* **MATERIAL PROVIDED**
- - - -

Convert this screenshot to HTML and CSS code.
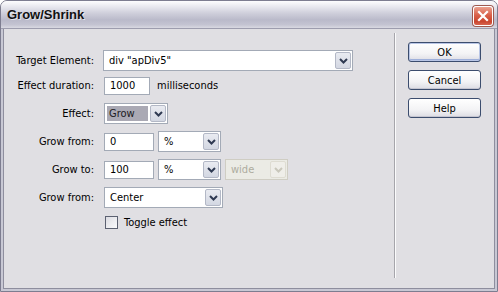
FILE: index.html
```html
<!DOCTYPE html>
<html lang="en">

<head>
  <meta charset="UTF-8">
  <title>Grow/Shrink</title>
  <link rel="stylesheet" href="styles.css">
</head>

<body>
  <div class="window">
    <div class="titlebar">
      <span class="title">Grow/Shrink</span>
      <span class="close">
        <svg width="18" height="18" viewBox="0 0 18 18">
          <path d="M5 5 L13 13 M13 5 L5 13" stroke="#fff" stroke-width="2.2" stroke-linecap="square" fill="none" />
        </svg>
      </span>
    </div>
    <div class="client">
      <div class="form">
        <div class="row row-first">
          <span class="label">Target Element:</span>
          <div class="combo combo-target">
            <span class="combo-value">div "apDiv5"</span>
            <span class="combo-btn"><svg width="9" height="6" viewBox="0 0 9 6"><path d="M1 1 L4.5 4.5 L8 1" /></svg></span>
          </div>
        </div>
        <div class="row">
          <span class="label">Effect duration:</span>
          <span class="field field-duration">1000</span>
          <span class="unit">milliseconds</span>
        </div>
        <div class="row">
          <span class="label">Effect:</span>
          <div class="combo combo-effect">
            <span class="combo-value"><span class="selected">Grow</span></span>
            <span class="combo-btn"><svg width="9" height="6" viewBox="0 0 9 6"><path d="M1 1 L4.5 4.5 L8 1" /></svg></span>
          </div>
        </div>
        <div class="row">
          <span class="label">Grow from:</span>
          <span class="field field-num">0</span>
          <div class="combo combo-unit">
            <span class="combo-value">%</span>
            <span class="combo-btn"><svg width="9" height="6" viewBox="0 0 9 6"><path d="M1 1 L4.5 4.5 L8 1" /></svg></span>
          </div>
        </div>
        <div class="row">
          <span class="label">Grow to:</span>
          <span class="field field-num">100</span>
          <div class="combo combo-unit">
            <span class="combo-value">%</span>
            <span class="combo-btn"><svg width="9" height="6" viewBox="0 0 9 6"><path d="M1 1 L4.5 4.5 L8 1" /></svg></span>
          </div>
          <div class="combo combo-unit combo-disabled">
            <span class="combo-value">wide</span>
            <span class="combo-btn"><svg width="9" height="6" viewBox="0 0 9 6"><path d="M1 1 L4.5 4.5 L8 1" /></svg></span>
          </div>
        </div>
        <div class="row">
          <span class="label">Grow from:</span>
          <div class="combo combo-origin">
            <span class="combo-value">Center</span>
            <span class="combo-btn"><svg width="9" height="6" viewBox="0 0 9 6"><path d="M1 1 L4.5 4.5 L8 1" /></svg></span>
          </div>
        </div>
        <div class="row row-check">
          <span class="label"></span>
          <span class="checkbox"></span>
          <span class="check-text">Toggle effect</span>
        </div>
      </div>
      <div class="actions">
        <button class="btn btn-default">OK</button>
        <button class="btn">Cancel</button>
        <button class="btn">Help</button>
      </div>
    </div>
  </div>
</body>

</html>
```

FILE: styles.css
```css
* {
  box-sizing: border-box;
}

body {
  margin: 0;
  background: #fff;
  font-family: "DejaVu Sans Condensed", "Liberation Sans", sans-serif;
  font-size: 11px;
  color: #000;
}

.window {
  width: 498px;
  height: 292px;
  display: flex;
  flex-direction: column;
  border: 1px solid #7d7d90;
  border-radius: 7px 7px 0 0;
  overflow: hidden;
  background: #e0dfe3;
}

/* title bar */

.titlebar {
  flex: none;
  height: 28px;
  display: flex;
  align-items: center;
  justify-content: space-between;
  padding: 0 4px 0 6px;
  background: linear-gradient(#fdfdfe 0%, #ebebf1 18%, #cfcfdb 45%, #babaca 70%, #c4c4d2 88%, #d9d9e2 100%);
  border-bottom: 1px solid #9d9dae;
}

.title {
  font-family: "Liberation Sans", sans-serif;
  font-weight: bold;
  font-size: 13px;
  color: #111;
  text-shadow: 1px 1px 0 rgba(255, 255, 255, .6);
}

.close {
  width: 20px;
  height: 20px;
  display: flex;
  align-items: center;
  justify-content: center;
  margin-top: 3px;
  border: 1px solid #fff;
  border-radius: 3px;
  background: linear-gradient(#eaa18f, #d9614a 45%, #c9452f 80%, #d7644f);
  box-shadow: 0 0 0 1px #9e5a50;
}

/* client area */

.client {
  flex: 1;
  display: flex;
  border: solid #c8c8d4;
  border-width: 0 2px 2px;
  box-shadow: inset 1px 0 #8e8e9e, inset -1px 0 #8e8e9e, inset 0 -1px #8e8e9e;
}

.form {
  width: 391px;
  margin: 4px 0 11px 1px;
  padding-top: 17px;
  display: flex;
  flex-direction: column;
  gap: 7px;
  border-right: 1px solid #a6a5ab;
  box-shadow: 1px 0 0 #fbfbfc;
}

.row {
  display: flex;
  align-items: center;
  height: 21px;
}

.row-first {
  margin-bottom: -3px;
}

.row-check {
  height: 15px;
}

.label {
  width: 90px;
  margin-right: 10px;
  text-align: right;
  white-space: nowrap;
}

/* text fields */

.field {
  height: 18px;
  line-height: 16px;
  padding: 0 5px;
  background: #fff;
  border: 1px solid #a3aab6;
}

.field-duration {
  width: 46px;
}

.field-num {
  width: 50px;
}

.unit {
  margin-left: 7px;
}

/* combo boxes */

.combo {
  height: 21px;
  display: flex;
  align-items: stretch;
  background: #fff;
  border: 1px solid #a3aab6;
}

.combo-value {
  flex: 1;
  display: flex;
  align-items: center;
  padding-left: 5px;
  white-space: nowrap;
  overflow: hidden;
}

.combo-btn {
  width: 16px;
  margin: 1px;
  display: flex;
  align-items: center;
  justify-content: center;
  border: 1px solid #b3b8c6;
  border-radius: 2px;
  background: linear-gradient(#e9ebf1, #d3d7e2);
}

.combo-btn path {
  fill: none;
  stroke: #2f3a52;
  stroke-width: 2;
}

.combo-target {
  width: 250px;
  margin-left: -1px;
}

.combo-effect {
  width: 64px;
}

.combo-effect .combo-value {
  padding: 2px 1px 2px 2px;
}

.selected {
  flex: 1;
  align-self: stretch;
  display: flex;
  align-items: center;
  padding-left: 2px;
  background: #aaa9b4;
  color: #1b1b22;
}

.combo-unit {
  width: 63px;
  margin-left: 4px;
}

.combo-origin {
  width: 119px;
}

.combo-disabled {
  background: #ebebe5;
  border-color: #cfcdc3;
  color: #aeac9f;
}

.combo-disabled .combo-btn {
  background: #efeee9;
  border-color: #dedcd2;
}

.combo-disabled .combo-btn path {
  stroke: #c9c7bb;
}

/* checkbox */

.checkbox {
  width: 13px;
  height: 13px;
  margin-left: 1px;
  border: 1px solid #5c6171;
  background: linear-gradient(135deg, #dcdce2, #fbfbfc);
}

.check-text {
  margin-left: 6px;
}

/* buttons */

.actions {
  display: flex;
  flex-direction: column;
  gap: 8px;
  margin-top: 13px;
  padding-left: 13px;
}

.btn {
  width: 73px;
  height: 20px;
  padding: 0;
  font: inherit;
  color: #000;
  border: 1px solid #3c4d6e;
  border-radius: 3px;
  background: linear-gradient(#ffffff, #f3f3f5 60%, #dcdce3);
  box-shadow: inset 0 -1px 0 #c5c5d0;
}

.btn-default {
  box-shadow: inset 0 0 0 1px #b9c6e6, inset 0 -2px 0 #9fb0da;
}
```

- - - -

Copy the material shown above in full and exactly. Skip the pictures.

* **EXERCISE OUTPUT**
Convert this screenshot to HTML and CSS code.
FILE: index.html
```html
<!DOCTYPE html>
<html lang="en">

<head>
  <meta charset="UTF-8">
  <title>Grow/Shrink</title>
  <link rel="stylesheet" href="styles.css">
</head>

<body>
  <div class="window">
    <div class="titlebar">
      <span class="title">Grow/Shrink</span>
      <span class="close">
        <svg width="18" height="18" viewBox="0 0 18 18">
          <path d="M5 5 L13 13 M13 5 L5 13" stroke="#fff" stroke-width="2.2" stroke-linecap="square" fill="none" />
        </svg>
      </span>
    </div>
    <div class="client">
      <div class="form">
        <div class="row row-first">
          <span class="label">Target Element:</span>
          <div class="combo combo-target">
            <span class="combo-value">div "apDiv5"</span>
            <span class="combo-btn"><svg width="9" height="6" viewBox="0 0 9 6"><path d="M1 1 L4.5 4.5 L8 1" /></svg></span>
          </div>
        </div>
        <div class="row">
          <span class="label">Effect duration:</span>
          <span class="field field-duration">1000</span>
          <span class="unit">milliseconds</span>
        </div>
        <div class="row">
          <span class="label">Effect:</span>
          <div class="combo combo-effect">
            <span class="combo-value"><span class="selected">Grow</span></span>
            <span class="combo-btn"><svg width="9" height="6" viewBox="0 0 9 6"><path d="M1 1 L4.5 4.5 L8 1" /></svg></span>
          </div>
        </div>
        <div class="row">
          <span class="label">Grow from:</span>
          <span class="field field-num">0</span>
          <div class="combo combo-unit">
            <span class="combo-value">%</span>
            <span class="combo-btn"><svg width="9" height="6" viewBox="0 0 9 6"><path d="M1 1 L4.5 4.5 L8 1" /></svg></span>
          </div>
        </div>
        <div class="row">
          <span class="label">Grow to:</span>
          <span class="field field-num">100</span>
          <div class="combo combo-unit">
            <span class="combo-value">%</span>
            <span class="combo-btn"><svg width="9" height="6" viewBox="0 0 9 6"><path d="M1 1 L4.5 4.5 L8 1" /></svg></span>
          </div>
          <div class="combo combo-unit combo-disabled">
            <span class="combo-value">wide</span>
            <span class="combo-btn"><svg width="9" height="6" viewBox="0 0 9 6"><path d="M1 1 L4.5 4.5 L8 1" /></svg></span>
          </div>
        </div>
        <div class="row">
          <span class="label">Grow from:</span>
          <div class="combo combo-origin">
            <span class="combo-value">Center</span>
            <span class="combo-btn"><svg width="9" height="6" viewBox="0 0 9 6"><path d="M1 1 L4.5 4.5 L8 1" /></svg></span>
          </div>
        </div>
        <div class="row row-check">
          <span class="label"></span>
          <span class="checkbox"></span>
          <span class="check-text">Toggle effect</span>
        </div>
      </div>
      <div class="actions">
        <button class="btn btn-default">OK</button>
        <button class="btn">Cancel</button>
        <button class="btn">Help</button>
      </div>
    </div>
  </div>
</body>

</html>
```

FILE: styles.css
```css
* {
  box-sizing: border-box;
}

body {
  margin: 0;
  background: #fff;
  font-family: "DejaVu Sans Condensed", "Liberation Sans", sans-serif;
  font-size: 11px;
  color: #000;
}

.window {
  width: 498px;
  height: 292px;
  display: flex;
  flex-direction: column;
  border: 1px solid #7d7d90;
  border-radius: 7px 7px 0 0;
  overflow: hidden;
  background: #e0dfe3;
}

/* title bar */

.titlebar {
  flex: none;
  height: 28px;
  display: flex;
  align-items: center;
  justify-content: space-between;
  padding: 0 4px 0 6px;
  background: linear-gradient(#fdfdfe 0%, #ebebf1 18%, #cfcfdb 45%, #babaca 70%, #c4c4d2 88%, #d9d9e2 100%);
  border-bottom: 1px solid #9d9dae;
}

.title {
  font-family: "Liberation Sans", sans-serif;
  font-weight: bold;
  font-size: 13px;
  color: #111;
  text-shadow: 1px 1px 0 rgba(255, 255, 255, .6);
}

.close {
  width: 20px;
  height: 20px;
  display: flex;
  align-items: center;
  justify-content: center;
  margin-top: 3px;
  border: 1px solid #fff;
  border-radius: 3px;
  background: linear-gradient(#eaa18f, #d9614a 45%, #c9452f 80%, #d7644f);
  box-shadow: 0 0 0 1px #9e5a50;
}

/* client area */

.client {
  flex: 1;
  display: flex;
  border: solid #c8c8d4;
  border-width: 0 2px 2px;
  box-shadow: inset 1px 0 #8e8e9e, inset -1px 0 #8e8e9e, inset 0 -1px #8e8e9e;
}

.form {
  width: 391px;
  margin: 4px 0 11px 1px;
  padding-top: 17px;
  display: flex;
  flex-direction: column;
  gap: 7px;
  border-right: 1px solid #a6a5ab;
  box-shadow: 1px 0 0 #fbfbfc;
}

.row {
  display: flex;
  align-items: center;
  height: 21px;
}

.row-first {
  margin-bottom: -3px;
}

.row-check {
  height: 15px;
}

.label {
  width: 90px;
  margin-right: 10px;
  text-align: right;
  white-space: nowrap;
}

/* text fields */

.field {
  height: 18px;
  line-height: 16px;
  padding: 0 5px;
  background: #fff;
  border: 1px solid #a3aab6;
}

.field-duration {
  width: 46px;
}

.field-num {
  width: 50px;
}

.unit {
  margin-left: 7px;
}

/* combo boxes */

.combo {
  height: 21px;
  display: flex;
  align-items: stretch;
  background: #fff;
  border: 1px solid #a3aab6;
}

.combo-value {
  flex: 1;
  display: flex;
  align-items: center;
  padding-left: 5px;
  white-space: nowrap;
  overflow: hidden;
}

.combo-btn {
  width: 16px;
  margin: 1px;
  display: flex;
  align-items: center;
  justify-content: center;
  border: 1px solid #b3b8c6;
  border-radius: 2px;
  background: linear-gradient(#e9ebf1, #d3d7e2);
}

.combo-btn path {
  fill: none;
  stroke: #2f3a52;
  stroke-width: 2;
}

.combo-target {
  width: 250px;
  margin-left: -1px;
}

.combo-effect {
  width: 64px;
}

.combo-effect .combo-value {
  padding: 2px 1px 2px 2px;
}

.selected {
  flex: 1;
  align-self: stretch;
  display: flex;
  align-items: center;
  padding-left: 2px;
  background: #aaa9b4;
  color: #1b1b22;
}

.combo-unit {
  width: 63px;
  margin-left: 4px;
}

.combo-origin {
  width: 119px;
}

.combo-disabled {
  background: #ebebe5;
  border-color: #cfcdc3;
  color: #aeac9f;
}

.combo-disabled .combo-btn {
  background: #efeee9;
  border-color: #dedcd2;
}

.combo-disabled .combo-btn path {
  stroke: #c9c7bb;
}

/* checkbox */

.checkbox {
  width: 13px;
  height: 13px;
  margin-left: 1px;
  border: 1px solid #5c6171;
  background: linear-gradient(135deg, #dcdce2, #fbfbfc);
}

.check-text {
  margin-left: 6px;
}

/* buttons */

.actions {
  display: flex;
  flex-direction: column;
  gap: 8px;
  margin-top: 13px;
  padding-left: 13px;
}

.btn {
  width: 73px;
  height: 20px;
  padding: 0;
  font: inherit;
  color: #000;
  border: 1px solid #3c4d6e;
  border-radius: 3px;
  background: linear-gradient(#ffffff, #f3f3f5 60%, #dcdce3);
  box-shadow: inset 0 -1px 0 #c5c5d0;
}

.btn-default {
  box-shadow: inset 0 0 0 1px #b9c6e6, inset 0 -2px 0 #9fb0da;
}
```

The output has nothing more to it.